En Reinos se coge duro y parejo, pero lejos de parecer una gratuidad o signo de “independencia”, se lo hace porque los personajes no tienen más remedio que hacerlo, y se lo muestra sin tapujos ni firuletes porque la historia que presenciamos lo pide, y porque como todo gran romance, la línea que separa ese sexo del amor es absolutamente difusa. En Reinos se coge no siempre con amor, pero sí se lo filma con él. De eso no hay dudas.

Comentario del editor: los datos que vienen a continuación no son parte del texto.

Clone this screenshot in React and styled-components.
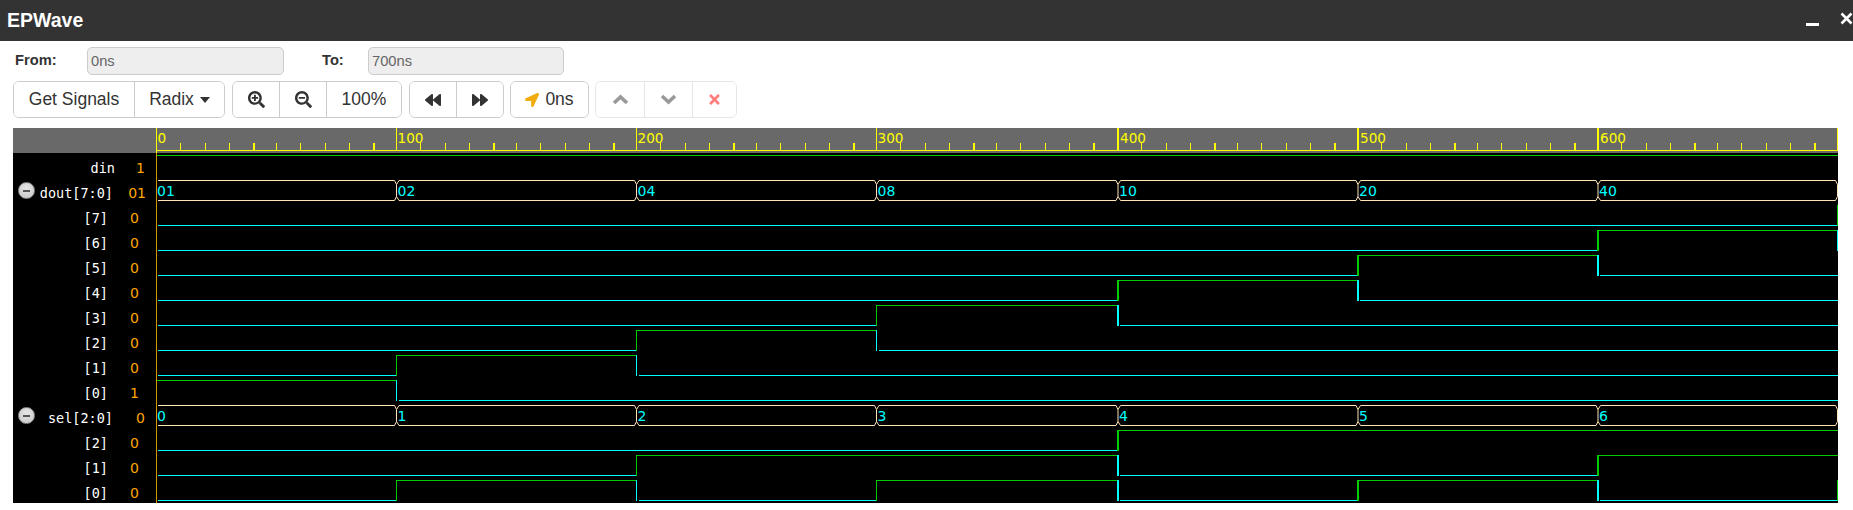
import styled, { createGlobalStyle } from "styled-components"
import { FaSearchPlus, FaSearchMinus, FaBackward, FaForward, FaLocationArrow, FaTimes } from "react-icons/fa"

const GlobalStyle = createGlobalStyle`
html, body {
  margin: 0;
  padding: 0;
  background: #fff;
  overflow: hidden;
  font-family: "Liberation Sans", Arial, sans-serif;
}
`

const Page = styled.div`
width: 1853px;
height: 510px;
display: flex;
flex-direction: column;
`
const TitleBar = styled.div`
height: 41px;
flex: none;
background: #333;
color: #fff;
display: flex;
align-items: center;
padding-left: 7px;
`
const Title = styled.div`
font-size: 19.5px;
font-weight: bold;
`
const WindowButtons = styled.div`
margin-left: auto;
display: flex;
align-items: flex-start;
gap: 21px;
height: 41px;
`
const Minimize = styled.div`
width: 13px;
height: 3px;
margin-top: 23px;
background: #fff;
`
const Close = styled.svg`
width: 13px;
height: 13px;
margin-top: 12px;
display: block;
`

const RangeRow = styled.div`
display: flex;
align-items: center;
height: 28px;
margin-top: 6px;
padding-left: 15px;
`
const RangeLabel = styled.label`
width: ${props => props.$width}px;
margin: -3px 0 0 ${props => props.$gap || 0}px;
font-size: 14.7px;
font-weight: bold;
color: #333;
`
const RangeInput = styled.input`
width: ${props => props.$width}px;
height: 28px;
box-sizing: border-box;
padding: 0 3px;
border: 1px solid #ccc;
border-radius: 5px;
background: #eee;
color: #666;
font-family: inherit;
font-size: 14.7px;
outline: none;
`

const Toolbar = styled.div`
display: flex;
height: 37px;
margin-top: 6px;
padding-left: 13px;
`
const Group = styled.div`
display: flex;
height: 37px;
box-sizing: border-box;
margin-left: ${props => props.$gap || 0}px;
border: 1px solid ${props => props.$disabled ? "#e6e6e6" : "#ccc"};
border-radius: 6px;
overflow: hidden;
`
const Button = styled.button`
width: ${props => props.$width}px;
height: 100%;
box-sizing: border-box;
display: flex;
align-items: center;
justify-content: center;
gap: 6px;
padding: 0;
border: none;
border-left: ${props => props.$first ? "none" : `1px solid ${props.$disabled ? "#e6e6e6" : "#ccc"}`};
background: #fff;
color: ${props => props.$color || "#333"};
font-family: inherit;
font-size: 17.5px;
`
const Caret = styled.span`
width: 0;
height: 0;
border-left: 5.5px solid transparent;
border-right: 5.5px solid transparent;
border-top: 6px solid #333;
`
const ChevronIcon = styled.svg`
width: 17px;
height: 11px;
display: block;
transform: ${props => props.$down ? "scaleY(-1)" : "none"};
`

const Viewer = styled.div`
width: 1825px;
height: 375px;
margin: 10px 0 0 13px;
display: flex;
flex-direction: column;
background: #000;
`
const RulerRow = styled.div`
display: flex;
height: 25px;
flex: none;
background: #696969;
`
const RulerSpacer = styled.div`
width: 143px;
flex: none;
border-right: 1px solid #ffff00;
`
const Body = styled.div`
display: flex;
height: 350px;
`
const NameColumn = styled.div`
width: 143px;
flex: none;
border-right: 1px solid #d29b00;
display: flex;
flex-direction: column;
`
const NameRow = styled.div`
height: 25px;
flex: none;
box-sizing: border-box;
display: flex;
align-items: center;
padding: 4px ${props => props.$right}px 0 5px;
`
const Toggle = styled.span`
width: 15px;
height: 15px;
flex: none;
position: relative;
border: 1px solid #8c8c8c;
border-radius: 50%;
background: radial-gradient(circle at 50% 35%, #e6e6e6, #c4c4c4);
margin-top: -4px;
&::after {
  content: "";
  position: absolute;
  left: 4px;
  top: 6.5px;
  width: 7px;
  height: 2px;
  background: #555;
}
`
const SignalName = styled.span`
margin-left: auto;
color: #fff;
font-family: "DejaVu Sans Mono", "Liberation Mono", monospace;
font-size: 13.5px;
white-space: pre;
`
const SignalValue = styled.span`
width: ${props => props.$width}px;
flex: none;
text-align: right;
color: #ffa500;
font-family: "DejaVu Sans", sans-serif;
font-size: 14px;
`
const Chart = styled.svg`
display: block;
flex: none;
`
const ChartText = styled.text`
font-family: "DejaVu Sans", sans-serif;
font-size: ${props => props.$size}px;
fill: ${props => props.$color};
`

// pixel position of each 100ns mark, measured from the left edge of the charts
const MARKS = [-1, 239, 479, 719, 960, 1200, 1440, 1680]
const TICK_OFFSETS = [24, 49, 73, 97, 120, 144, 169, 193, 217]

const EDGES = [
  { x: 239.5, w: 1 },
  { x: 479.5, w: 1 },
  { x: 719.5, w: 1 },
  { x: 961, w: 2 },
  { x: 1201, w: 2 },
  { x: 1441, w: 2 },
  { x: 1680.5, w: 1 },
]

const GREEN = "#00cc00"
const CYAN = "#00ffff"
const BUS = "#ffe4b5"
const WIDTH = 1681

const KINDS = {
  top: { right: 11, value: 30 },
  dout: { right: 10, value: 33 },
  sel: { right: 11, value: 32 },
  bit: { right: 17, value: 31 },
}

const signals = [
  { name: "din", value: "1", kind: "top", bits: "11111111" },
  { name: "dout[7:0]", value: "01", kind: "dout", toggle: true, bus: ["01", "02", "04", "08", "10", "20", "40"] },
  { name: "[7]", value: "0", kind: "bit", bits: "00000001" },
  { name: "[6]", value: "0", kind: "bit", bits: "00000010" },
  { name: "[5]", value: "0", kind: "bit", bits: "00000100" },
  { name: "[4]", value: "0", kind: "bit", bits: "00001000" },
  { name: "[3]", value: "0", kind: "bit", bits: "00010000" },
  { name: "[2]", value: "0", kind: "bit", bits: "00100000" },
  { name: "[1]", value: "0", kind: "bit", bits: "01000000" },
  { name: "[0]", value: "1", kind: "bit", bits: "10000000" },
  { name: "sel[2:0]", value: "0", kind: "sel", toggle: true, bus: ["0", "1", "2", "3", "4", "5", "6"] },
  { name: "[2]", value: "0", kind: "bit", bits: "00001111" },
  { name: "[1]", value: "0", kind: "bit", bits: "00110011" },
  { name: "[0]", value: "0", kind: "bit", bits: "01010101" },
]

const Chevron = ({ down }) => (
  <ChevronIcon $down={down} viewBox="0 0 17 11">
    <path d="M2 9 L8.5 3 L15 9" fill="none" stroke="#999" strokeWidth="3.6" />
  </ChevronIcon>
)

const Ruler = () => {
  const ticks = []
  MARKS.forEach((mark, k) => {
    const thick = k >= 4 && k < 7
    ticks.push(<rect key={`m${k}`} x={mark} y={0} width={thick ? 2 : 1} height={23} fill="#ffff00" />)
    if (k < 7) {
      ticks.push(
        <ChartText key={`t${k}`} x={mark + (thick ? 3 : 1.5)} y={15} $size={13.6} $color="#ffff00">{k * 100}</ChartText>
      )
      TICK_OFFSETS.forEach((offset, i) => {
        ticks.push(
          <rect key={`${k}-${i}`} x={mark + offset} y={15} width={i % 5 === 3 ? 2 : 1} height={8} fill="#ffff00" />
        )
      })
    }
  })
  return (
    <Chart width={WIDTH} height={25} shapeRendering="crispEdges">
      <rect x={0} y={22} width={WIDTH} height={1.4} fill="#ffff00" />
      {ticks}
    </Chart>
  )
}

const BitWave = ({ bits, row }) => {
  const high = row * 25 + 2.5
  const low = row * 25 + 22.5
  const lines = []
  let start = bits[0] === "1" ? 0 : 1
  for (let k = 0; k < 7; k++) {
    const level = bits[k]
    const next = bits[k + 1]
    if (level === next) continue
    const { x, w } = EDGES[k]
    lines.push(
      <line key={`h${k}`} x1={start} x2={x} y1={level === "1" ? high : low} y2={level === "1" ? high : low}
        stroke={level === "1" ? GREEN : CYAN} />,
      <line key={`v${k}`} x1={x} x2={x} y1={high - 0.5} y2={low + 0.5}
        stroke={next === "1" ? GREEN : CYAN} strokeWidth={w} />
    )
    start = next === "1" ? x : x + 2
  }
  const last = bits[7]
  lines.push(
    <line key="end" x1={start} x2={WIDTH} y1={last === "1" ? high : low} y2={last === "1" ? high : low}
      stroke={last === "1" ? GREEN : CYAN} />
  )
  return <g shapeRendering="crispEdges">{lines}</g>
}

const BusWave = ({ bus, row }) => {
  const top = row * 25 + 2.5
  const bottom = row * 25 + 22.5
  return (
    <g>
      {bus.map((label, k) => {
        const prev = k === 0 ? null : EDGES[k - 1].x
        const left = k === 0 ? 1 : prev + 2.5
        const mid = EDGES[k].x
        const right = mid - 2
        const opening = k === 0 ? "" : `M${prev} ${top + 4} L${left} ${top} M${prev} ${bottom - 4} L${left} ${bottom} `
        return (
          <g key={k}>
            <path
              d={`${opening}M${left} ${top} H${right} L${mid} ${top + 4} V${bottom - 4} L${right} ${bottom} H${left}`}
              fill="none" stroke={BUS}
            />
            <ChartText x={k === 0 ? 0 : prev + 1} y={row * 25 + 18} $size={14} $color={CYAN}>{label}</ChartText>
          </g>
        )
      })}
    </g>
  )
}

const App = () => {
  return (
    <Page>
      <GlobalStyle />
      <TitleBar>
        <Title>EPWave</Title>
        <WindowButtons>
          <Minimize />
          <Close viewBox="0 0 13 13">
            <path d="M1.5 1.5 L11.5 11.5 M11.5 1.5 L1.5 11.5" stroke="#fff" strokeWidth="2.6" fill="none" />
          </Close>
        </WindowButtons>
      </TitleBar>
      <RangeRow>
        <RangeLabel $width={72}>From:</RangeLabel>
        <RangeInput $width={197} readOnly value="0ns" />
        <RangeLabel $width={46} $gap={38}>To:</RangeLabel>
        <RangeInput $width={196} readOnly value="700ns" />
      </RangeRow>
      <Toolbar>
        <Group>
          <Button $first $width={120}>Get Signals</Button>
          <Button $width={90}>Radix <Caret /></Button>
        </Group>
        <Group $gap={7}>
          <Button $first $width={46}><FaSearchPlus size={17} /></Button>
          <Button $width={47}><FaSearchMinus size={17} /></Button>
          <Button $width={75}>100%</Button>
        </Group>
        <Group $gap={7}>
          <Button $first $width={46}><FaBackward size={16} /></Button>
          <Button $width={47}><FaForward size={16} /></Button>
        </Group>
        <Group $gap={6}>
          <Button $first $width={77}><FaLocationArrow size={14} color="#f0ad0e" />0ns</Button>
        </Group>
        <Group $gap={6} $disabled>
          <Button $first $disabled $width={48}><Chevron /></Button>
          <Button $disabled $width={48}><Chevron down /></Button>
          <Button $disabled $width={44} $color="#ff7f7f"><FaTimes size={15} /></Button>
        </Group>
      </Toolbar>
      <Viewer>
        <RulerRow>
          <RulerSpacer />
          <Ruler />
        </RulerRow>
        <Body>
          <NameColumn>
            {signals.map((signal, i) => (
              <NameRow key={i} $right={KINDS[signal.kind].right}>
                {signal.toggle && <Toggle />}
                <SignalName>{signal.name}</SignalName>
                <SignalValue $width={KINDS[signal.kind].value}>{signal.value}</SignalValue>
              </NameRow>
            ))}
          </NameColumn>
          <Chart width={WIDTH} height={350}>
            {signals.map((signal, i) => signal.bus
              ? <BusWave key={i} bus={signal.bus} row={i} />
              : <BitWave key={i} bits={signal.bits} row={i} />
            )}
          </Chart>
        </Body>
      </Viewer>
    </Page>
  )
}

export default App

Si me detengo demasiado en este asunto no es sólo porque es notable, sino porque de la “sinopsis” no hay mucho para decir. Si se la lee no se la ve, y si se la ve se entiende porqué hay tanto cine que jamás va a entrar en una sinopsis: chico conoce chica, cogen, congenian, se enamoran -bueno, uno de ellos se enamora-, cogen, charlan, cogen, se pelean, cogen, y de repente todo parece perdido. En fin, lo que vimos mil veces (menos las cogidas, que en Hollywood funden a sábana o pared), pero con un amor entre los personajes, hacia el espectador, al cine -un amor real pero inasible que está entre ellos y la cámara, y entre la pantalla y nosotros- que hacen que, como todo nuevo amorío, todo parezca inédito. Noble prima rohmeriana de Adventureland y heredera legítima de La Vida de Adele, Reinos nos coge como espectadores, y deja marca como las del hombro de ella.
Por el sexo o por el cine, es obligatoria para directores argentinos.